The Stoney River acquisition is Sabra’s first transaction related to the ‘Pipeline Agreement’ that the company inked with First Phoenix Group, LLC in August 2012. According to the deal, Sabra committed to acquire newly constructed senior housing properties to be developed by First Phoenix. Sabra can acquire up to 10 assisted living and memory care facilities by 2014.
Sabra acquired Stoney River through a triple-net sale-leaseback transaction with First Phoenix. The acquisition was funded with available cash and proceeds from the secured revolving credit facility. Post license transfer completion in first quarter of 2013, Sabra will terminate the existing lease and enter into a new triple-net deal with a 50/50 RIDEA-compliant joint venture between affiliates of Sabra and First Phoenix.
RIDEA or REIT Investment Diversification and Empowerment Act permit healthcare REITs to receive rents as a landlord and take share in operating profits as a tenant. Since the inception of the act in 2007, the healthcare REITs have widely used the RIDEA structure for real estate deals especially the independent and assisted living properties. In 2010, Health Care REIT, Inc. (HCN) inked the first RIDEA-compliant senior housing joint venture with Merrill Gardens.

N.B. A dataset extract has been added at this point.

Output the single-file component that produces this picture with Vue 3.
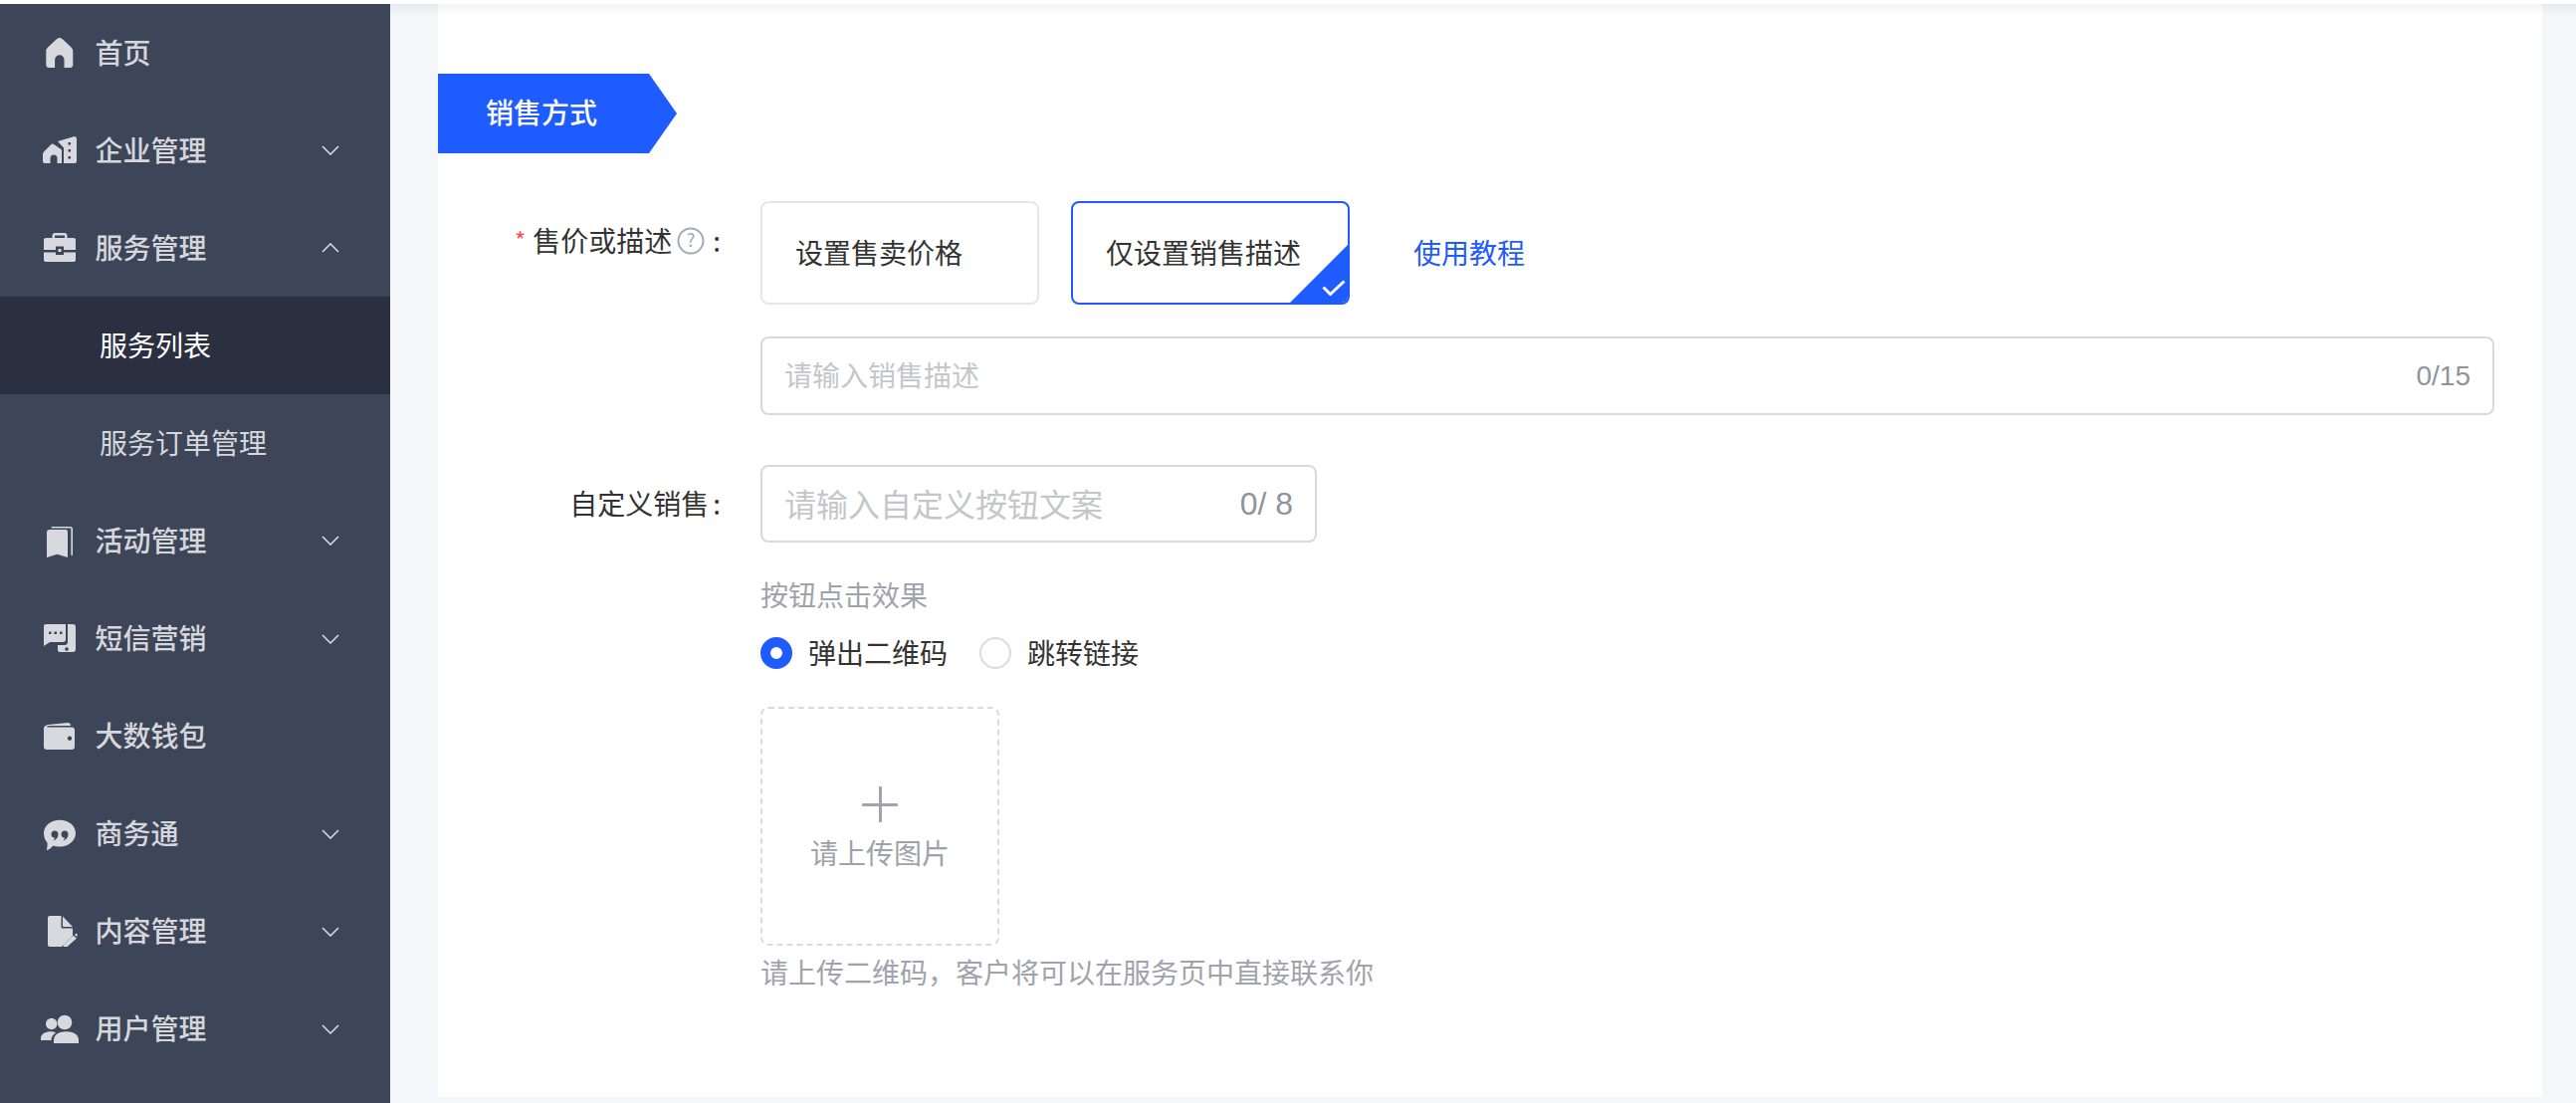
<script setup>
const menu = [
  { label: '首页', icon: 'home' },
  { label: '企业管理', icon: 'building', arrow: 'down' },
  { label: '服务管理', icon: 'case', arrow: 'up' },
  { label: '服务列表', sub: true, active: true },
  { label: '服务订单管理', sub: true },
  { label: '活动管理', icon: 'book', arrow: 'down' },
  { label: '短信营销', icon: 'sms', arrow: 'down' },
  { label: '大数钱包', icon: 'wallet' },
  { label: '商务通', icon: 'chat', arrow: 'down' },
  { label: '内容管理', icon: 'doc', arrow: 'down' },
  { label: '用户管理', icon: 'users', arrow: 'down' }
]
</script>

<template>
  <div class="page">
    <aside class="sidebar">
      <div
        v-for="item in menu"
        :key="item.label"
        class="row"
        :class="{ sub: item.sub, active: item.active }"
      >
        <svg v-if="item.icon" class="icon" viewBox="0 0 40 40">
          <path v-if="item.icon === 'home'" d="M19.800 5C21 5 22 5.700 23 6.500L31.500 14.500C32.700 15.800 33.300 16.800 33.300 18.500V32a3 3 0 0 1-3 3H24.500V27a4.700 4.700 0 0 0-9.400 0V35H9.300a3 3 0 0 1-3-3V18.500C6.300 16.800 6.900 15.800 8.100 14.500L16.600 6.500C17.600 5.700 18.600 5 19.800 5Z" />
          <g v-else-if="item.icon === 'building'">
            <path d="M3 24C3 22 4 21.500 5 20.500L11 14.500a2.500 2.500 0 0 1 3.500-.2L22 19.500V33H17.500V28a3.500 3.500 0 0 0-7 0V33H5a2 2 0 0 1-2-2Z" />
            <path fill-rule="evenodd" d="M18 11L34 6.200a2.200 2.200 0 0 1 3 2V31a2 2 0 0 1-2 2H24V17.500ZM28.500 12v2.500H31V12ZM28.500 19v2.500H31V19ZM28.500 26v2.500H31V26Z" />
          </g>
          <g v-else-if="item.icon === 'case'">
            <path d="M12.500 10V8a3 3 0 0 1 3-3H24.500a3 3 0 0 1 3 3V10H25V7.500H15V10Z" />
            <path d="M6 10H34a2 2 0 0 1 2 2V22H24V18.500H16V22H4V12a2 2 0 0 1 2-2Z" />
            <path d="M4 24.500H16V27H24V24.500H36V32a2 2 0 0 1-2 2H6a2 2 0 0 1-2-2Z" />
            <path d="M18.500 21h3v3h-3z" />
          </g>
          <g v-else-if="item.icon === 'book'">
            <path d="M7 11a3 3 0 0 1 3-3H26a2 2 0 0 1 2 2V36L17.500 32.800L7 36Z" />
            <path class="line" d="M11.700 5.800H30.500a1.700 1.700 0 0 1 1.700 1.700V33.700" />
          </g>
          <g v-else-if="item.icon === 'sms'">
            <path fill-rule="evenodd" d="M4 7a2 2 0 0 1 2-2H26V20a3 3 0 0 1-3 3H10L4 27ZM9 12.500v2.500h2.500v-2.500ZM14.500 12.500v2.500h2.500v-2.500ZM20 12.500v2.500h2.500v-2.500Z" />
            <path fill-rule="evenodd" d="M28 5H33a3 3 0 0 1 3 3V30a3 3 0 0 1-3 3H20a2 2 0 0 1-2-2V26H25a3 3 0 0 0 3-3ZM27 28.200a1.800 1.800 0 1 0 .01 0Z" />
          </g>
          <path v-else-if="item.icon === 'wallet'" fill-rule="evenodd" d="M4 12C4 9.500 5 9 8 8L28 6a3 3 0 0 1 3 3H10C8 9 7 10 7 10.500H32a3 3 0 0 1 3 3V30a3 3 0 0 1-3 3H7a3 3 0 0 1-3-3ZM30 19.500a2.200 2.200 0 1 0 .01 0Z" />
          <path v-else-if="item.icon === 'chat'" fill-rule="evenodd" d="M20 5.700C29 5.700 36 11.300 36 19C36 26.500 29 32.500 20 32.500C17.500 32.500 15.500 32.200 13.500 31.500C11.500 33.800 9.500 35.500 6.700 36C7.500 33.500 7.700 31 7.500 28.500C5.200 26 4 22.500 4 19C4 11.300 11 5.700 20 5.700ZM15 16.500a3.500 3.500 0 0 1 3.500 3.500c0 3-2 5.500-5 6.500c1-1.500 1.500-2.500 1.500-3a3.500 3.500 0 0 1 0-7ZM25 16.500a3.500 3.500 0 0 1 3.500 3.500c0 3-2 5.500-5 6.500c1-1.500 1.500-2.500 1.500-3a3.500 3.500 0 0 1 0-7Z" />
          <g v-else-if="item.icon === 'doc'">
            <path d="M8 6a2 2 0 0 1 2-2H21.500V15a1.500 1.500 0 0 0 1.500 1.500H33V24L22 35H10a2 2 0 0 1-2-2Z" />
            <path d="M23 4.500L33 15H24a1 1 0 0 1-1-1Z" />
            <path d="M24 35L23.500 33.500L33.500 23.800L37 26.500L27.500 35ZM35 23l1.500-1.500L38 23L37 25Z" />
          </g>
          <g v-else-if="item.icon === 'users'">
            <circle cx="25" cy="13" r="7.300" />
            <circle cx="11.700" cy="14.500" r="5.700" />
            <path d="M14 34V31C14 25.500 19 22.200 26.500 22.200C34 22.200 39 25.500 39 31V34Z" />
            <path d="M1 31V29C1 25 5.500 22.300 11 22.300C13 22.300 14.500 22.600 16 23.400C13 25.300 11.500 27.800 11.500 31Z" />
          </g>
        </svg>
        <span class="label">{{ item.label }}</span>
        <svg v-if="item.arrow" class="arrow" :class="{ up: item.arrow === 'up' }" viewBox="0 0 18 10">
          <path d="M1 1L9 9L17 1" />
        </svg>
      </div>
    </aside>

    <main class="main">
      <section class="card">
        <div class="tag">销售方式</div>

        <div class="form-row first">
          <div class="form-label top">
            <span class="star">*</span>
            <span class="form-text">售价或描述</span>
            <svg class="help" viewBox="0 0 28 28">
              <circle cx="14" cy="14" r="12.500" />
              <text x="14" y="20" text-anchor="middle">?</text>
            </svg>
            <span class="colon">:</span>
          </div>
          <div class="form-field">
            <div class="options">
              <div class="option"><span class="nudge">设置售卖价格</span></div>
              <div class="option selected">
                <span class="nudge">仅设置销售描述</span>
                <svg class="check" viewBox="0 0 24 16">
                  <path d="M1.500 7.500L8.500 14.500L22.500 1.500" />
                </svg>
              </div>
              <a class="tutorial nudge">使用教程</a>
            </div>
            <div class="input wide">
              <span class="placeholder nudge">请输入销售描述</span>
              <span class="count">0/15</span>
            </div>
          </div>
        </div>

        <div class="form-row second">
          <div class="form-label">
            <span class="form-text">自定义销售</span>
            <span class="colon narrow">:</span>
          </div>
          <div class="form-field">
            <div class="input short">
              <span class="placeholder nudge">请输入自定义按钮文案</span>
              <span class="count">0/ 8</span>
            </div>
            <div class="effect-title">按钮点击效果</div>
            <div class="radios">
              <div class="radio-item">
                <span class="radio on"></span>
                <span class="nudge">弹出二维码</span>
              </div>
              <div class="radio-item">
                <span class="radio"></span>
                <span class="nudge">跳转链接</span>
              </div>
            </div>
            <div class="upload">
              <span class="plus"></span>
              <span class="upload-text">请上传图片</span>
            </div>
            <div class="hint">请上传二维码，客户将可以在服务页中直接联系你</div>
          </div>
        </div>
      </section>
    </main>
  </div>
</template>

<style scoped>
.page {
  display: flex;
  width: 2588px;
  height: 1108px;
  padding-top: 4px;
  box-sizing: border-box;
  overflow: hidden;
  background: #fff;
  font-family: "Noto Sans CJK SC", "Liberation Sans", sans-serif;
  font-size: 28px;
  color: #333;
}
.sidebar {
  flex: none;
  width: 392px;
  background: #3d4559;
}
.row {
  display: flex;
  align-items: center;
  position: relative;
  height: 98.100px;
  padding-left: 40px;
  color: #d5d7dc;
}
.row .label {
  margin-left: 15.500px;
  margin-bottom: 3px;
  font-weight: 500;
  line-height: 40px;
}
.row.sub {
  padding-left: 100px;
}
.row.sub .label {
  margin-left: 0;
  font-weight: 400;
}
.row.active {
  background: #2b3040;
  color: #fff;
}
.icon {
  flex: none;
  width: 40px;
  height: 40px;
  fill: #d7d9de;
}
.icon .line {
  fill: none;
  stroke: #d7d9de;
  stroke-width: 1.600;
}
.arrow {
  position: absolute;
  left: 323px;
  top: 44px;
  width: 18px;
  height: 10px;
  fill: none;
  stroke: #d7d9de;
  stroke-width: 1.600;
}
.arrow.up {
  transform: rotate(180deg);
}
.main {
  flex: 1;
  position: relative;
  display: flex;
  padding: 0 34px 6px 48px;
  background: #f5f6fa;
}
.main::before {
  content: "";
  position: absolute;
  left: 0;
  right: 0;
  top: 0;
  height: 12px;
  background: linear-gradient(rgba(0, 0, 0, 0.05), rgba(0, 0, 0, 0));
}
.card {
  flex: 1;
  padding-top: 70px;
  background: #fff;
}
.tag {
  width: 240px;
  height: 80px;
  box-sizing: border-box;
  padding-left: 48px;
  line-height: 76px;
  color: #fff;
  font-weight: 500;
  background: #1f5cff;
  clip-path: polygon(0 0, 212px 0, 240px 50%, 212px 100%, 0 100%);
}
.form-row {
  display: flex;
}
.form-row.first {
  margin-top: 48px;
}
.form-row.second {
  margin-top: 50px;
}
.form-label {
  flex: none;
  width: 324px;
  height: 78px;
  padding-right: 40px;
  box-sizing: border-box;
  display: flex;
  align-items: center;
  justify-content: flex-end;
  white-space: nowrap;
}
.form-label.top {
  height: 80px;
}
.form-text {
  margin-bottom: 3px;
}
.star {
  margin-right: 7px;
  margin-bottom: 4px;
  color: #ff4d4f;
  font-size: 24px;
}
.help {
  width: 28px;
  height: 28px;
  margin-left: 5px;
  fill: none;
  stroke: #a4a9b3;
  stroke-width: 2;
}
.help text {
  fill: #a4a9b3;
  stroke: none;
  font-size: 18px;
}
.colon {
  margin-left: 8px;
  margin-bottom: 3px;
}
.colon.narrow {
  margin-left: 4px;
}
.form-field {
  width: 1742px;
}
.options {
  display: flex;
  align-items: center;
  gap: 32px;
}
.option {
  position: relative;
  width: 280px;
  height: 104px;
  padding-left: 33px;
  box-sizing: border-box;
  display: flex;
  align-items: center;
  border: 2px solid #e6e6e6;
  border-radius: 8px;
  overflow: hidden;
}
.nudge {
  margin-bottom: 3px;
}
.option.selected {
  border-color: #1f5cff;
}
.option.selected::after {
  content: "";
  position: absolute;
  right: -2px;
  bottom: -2px;
  width: 62px;
  height: 62px;
  background: #1f5cff;
  clip-path: polygon(100% 0, 100% 100%, 0 100%);
}
.check {
  position: absolute;
  z-index: 1;
  right: 2px;
  bottom: 7px;
  width: 24px;
  height: 16px;
  fill: none;
  stroke: #fff;
  stroke-width: 3;
}
.tutorial {
  margin-left: 32px;
  color: #1f5cff;
}
.input {
  display: flex;
  align-items: center;
  justify-content: space-between;
  box-sizing: border-box;
  padding: 0 22px 0 22px;
  border: 2px solid #d9d9d9;
  border-radius: 8px;
}
.input.wide {
  margin-top: 32px;
  height: 79px;
}
.input.short {
  width: 559px;
  height: 78px;
  font-size: 32px;
}
.placeholder {
  color: #c4c6ca;
}
.count {
  color: #8f939c;
  font-family: "Liberation Sans", sans-serif;
  white-space: pre;
}
.effect-title {
  margin-top: 32px;
  line-height: 40px;
  color: #a0a3ab;
}
.radios {
  display: flex;
  gap: 32px;
  margin-top: 23px;
  height: 32px;
}
.radio-item {
  display: flex;
  align-items: center;
  gap: 16px;
  line-height: 32px;
}
.radio {
  width: 32px;
  height: 32px;
  box-sizing: border-box;
  border: 2px solid #dcdcdc;
  border-radius: 50%;
}
.radio.on {
  border: 10px solid #1f5cff;
}
.upload {
  position: relative;
  margin-top: 38px;
  width: 240px;
  height: 240px;
  box-sizing: border-box;
  border: 2px dashed #d9dbdf;
  border-radius: 8px;
  display: flex;
  flex-direction: column;
  align-items: center;
  padding-top: 78px;
}
.plus {
  position: relative;
  width: 36px;
  height: 36px;
  background:
    linear-gradient(#a0a4ac, #a0a4ac) center / 36px 3px no-repeat,
    linear-gradient(#a0a4ac, #a0a4ac) center / 3px 36px no-repeat;
}
.upload-text {
  margin-top: 10px;
  line-height: 40px;
  color: #9ea2aa;
}
.hint {
  margin-top: 6px;
  line-height: 40px;
  color: #a0a3ab;
}
</style>

<style>
html, body {
  margin: 0;
  background: #fff;
}
</style>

With the completion of transaction, Sabra’s investment in 2012 has amounted to $217.5 million, which represents an initial cash yield of 8.8%. The investment was funded through available cash in hand, proceeds from senior notes offering made in July 2012 and the rest from proceeds from the available funds under secured revolving credit facility. As of December 19, 2012, Sabra had $109.1 million of funds available under secured revolving credit facility.
Sabra Health Care through its subsidiaries owns and invests in real estate for the healthcare industry. The company leases properties to tenants and operators throughout the U.S. As of December 19, 2012, Sabra Health Care properties comprised of 120 assets located in 27 states and included 12,552 licensed beds.
The company is expected to release its fourth-quarter 2012 results on February 26, 2013. The Zacks Consensus Estimate for fourth quarter FFO (fund from operations) is currently pegged at 37 cents per share.
We currently have a long-term Neutral recommendation on Sabra Health Care. Also, it carries a short-term Zacks #3 Rank (Hold).
Note: FFO, a widely accepted and reported measure of the performance of REITs is derived by adding depreciation, amortization and other non-cash expenses to net income.